> [WRITTEN TASK]
Repeat every line exactly, keeping the pictures out of the copy.

> [GIVEN DATA]
— start —

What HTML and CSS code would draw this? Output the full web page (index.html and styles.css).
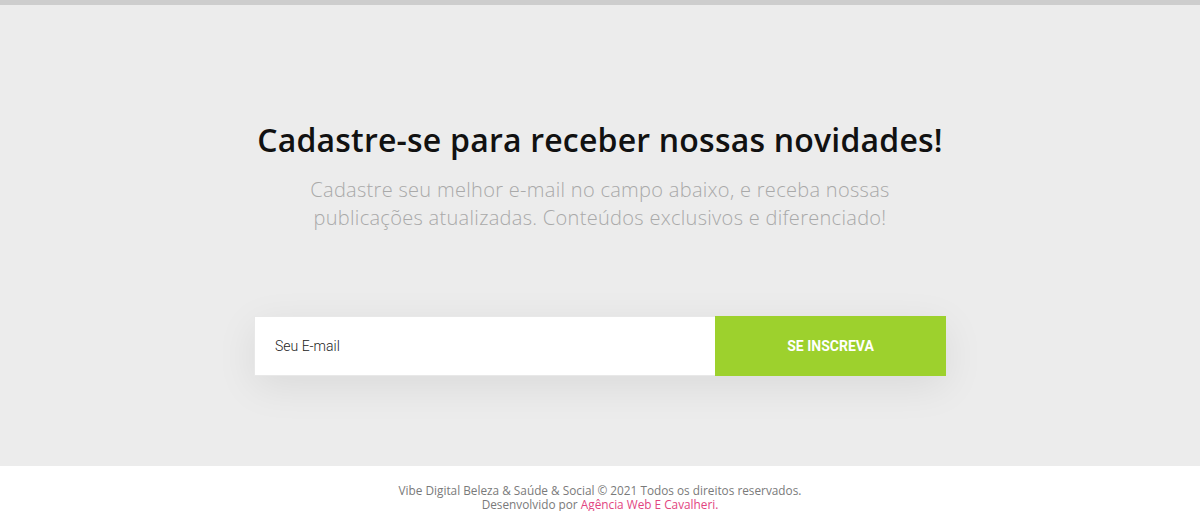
FILE: index.html
```html
<!DOCTYPE html>
<html lang="pt-BR">
<head>
<meta charset="utf-8">
<title>Newsletter</title>
<link rel="stylesheet" href="styles.css">
</head>
<body>
<div class="topbar"></div>
<section class="newsletter">
  <h2 class="title">Cadastre-se para receber nossas novidades!</h2>
  <p class="subtitle">Cadastre seu melhor e-mail no campo abaixo, e receba nossas publicações atualizadas. Conteúdos exclusivos e diferenciado!</p>
  <form class="form">
    <input class="email" type="email" placeholder="Seu E-mail">
    <button class="submit" type="button">SE INSCREVA</button>
  </form>
</section>
<footer class="footer">
  <p class="copy">Vibe Digital Beleza &amp; Saúde &amp; Social © 2021 Todos os direitos reservados.<br>Desenvolvido por <a class="link" href="#">Agência Web E Cavalheri.</a></p>
</footer>
</body>
</html>
```

FILE: styles.css
```css
* { box-sizing: border-box; }
html, body { margin: 0; padding: 0; }
body {
  background: #fff;
  font-family: "Open Sans", "Noto Sans", sans-serif;
}
.topbar {
  height: 5px;
  background: #cdcdcd;
}
.newsletter {
  background: #ececec;
  height: 461px;
  display: flex;
  flex-direction: column;
  align-items: center;
  padding-top: 113px;
}
.title {
  margin: 0;
  font-family: "Open Sans", sans-serif;
  font-weight: 600;
  font-size: 32px;
  line-height: 44px;
  color: #111;
  letter-spacing: 0.2px;
}
.subtitle {
  margin: 14px 0 0;
  width: 640px;
  text-align: center;
  font-family: "Open Sans", sans-serif;
  font-weight: 300;
  font-size: 20px;
  letter-spacing: 0.3px;
  line-height: 28px;
  color: #a9a9a9;
}
.form {
  margin-top: 84px;
  display: flex;
  width: 692px;
  height: 60px;
  box-shadow: 0 10px 40px rgba(0,0,0,0.08);
}
.email {
  flex: 1;
  border: 1px solid #e8e8e8;
  border-right: none;
  background: #fff;
  padding: 0 20px;
  font-family: Roboto, sans-serif;
  font-weight: 300;
  font-size: 14px;
  color: #222;
  outline: none;
}
.email::placeholder { color: #222; }
.submit {
  width: 231px;
  border: none;
  background: #9dd12d;
  color: #fff;
  font-family: Roboto, sans-serif;
  font-weight: 700;
  font-size: 14px;
  cursor: pointer;
}
.footer {
  background: #fff;
  padding-top: 17px;
  text-align: center;
}
.copy {
  margin: 0;
  font-family: "Open Sans", sans-serif;
  font-size: 11.8px;
  line-height: 14px;
  color: #7a7a7a;
}
.link {
  color: #e2457f;
  text-decoration: none;
}
```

— end —

> [TASK ANSWER]
What HTML and CSS code would draw this? Output the full web page (index.html and styles.css).
FILE: index.html
```html
<!DOCTYPE html>
<html lang="pt-BR">
<head>
<meta charset="utf-8">
<title>Newsletter</title>
<link rel="stylesheet" href="styles.css">
</head>
<body>
<div class="topbar"></div>
<section class="newsletter">
  <h2 class="title">Cadastre-se para receber nossas novidades!</h2>
  <p class="subtitle">Cadastre seu melhor e-mail no campo abaixo, e receba nossas publicações atualizadas. Conteúdos exclusivos e diferenciado!</p>
  <form class="form">
    <input class="email" type="email" placeholder="Seu E-mail">
    <button class="submit" type="button">SE INSCREVA</button>
  </form>
</section>
<footer class="footer">
  <p class="copy">Vibe Digital Beleza &amp; Saúde &amp; Social © 2021 Todos os direitos reservados.<br>Desenvolvido por <a class="link" href="#">Agência Web E Cavalheri.</a></p>
</footer>
</body>
</html>
```

FILE: styles.css
```css
* { box-sizing: border-box; }
html, body { margin: 0; padding: 0; }
body {
  background: #fff;
  font-family: "Open Sans", "Noto Sans", sans-serif;
}
.topbar {
  height: 5px;
  background: #cdcdcd;
}
.newsletter {
  background: #ececec;
  height: 461px;
  display: flex;
  flex-direction: column;
  align-items: center;
  padding-top: 113px;
}
.title {
  margin: 0;
  font-family: "Open Sans", sans-serif;
  font-weight: 600;
  font-size: 32px;
  line-height: 44px;
  color: #111;
  letter-spacing: 0.2px;
}
.subtitle {
  margin: 14px 0 0;
  width: 640px;
  text-align: center;
  font-family: "Open Sans", sans-serif;
  font-weight: 300;
  font-size: 20px;
  letter-spacing: 0.3px;
  line-height: 28px;
  color: #a9a9a9;
}
.form {
  margin-top: 84px;
  display: flex;
  width: 692px;
  height: 60px;
  box-shadow: 0 10px 40px rgba(0,0,0,0.08);
}
.email {
  flex: 1;
  border: 1px solid #e8e8e8;
  border-right: none;
  background: #fff;
  padding: 0 20px;
  font-family: Roboto, sans-serif;
  font-weight: 300;
  font-size: 14px;
  color: #222;
  outline: none;
}
.email::placeholder { color: #222; }
.submit {
  width: 231px;
  border: none;
  background: #9dd12d;
  color: #fff;
  font-family: Roboto, sans-serif;
  font-weight: 700;
  font-size: 14px;
  cursor: pointer;
}
.footer {
  background: #fff;
  padding-top: 17px;
  text-align: center;
}
.copy {
  margin: 0;
  font-family: "Open Sans", sans-serif;
  font-size: 11.8px;
  line-height: 14px;
  color: #7a7a7a;
}
.link {
  color: #e2457f;
  text-decoration: none;
}
```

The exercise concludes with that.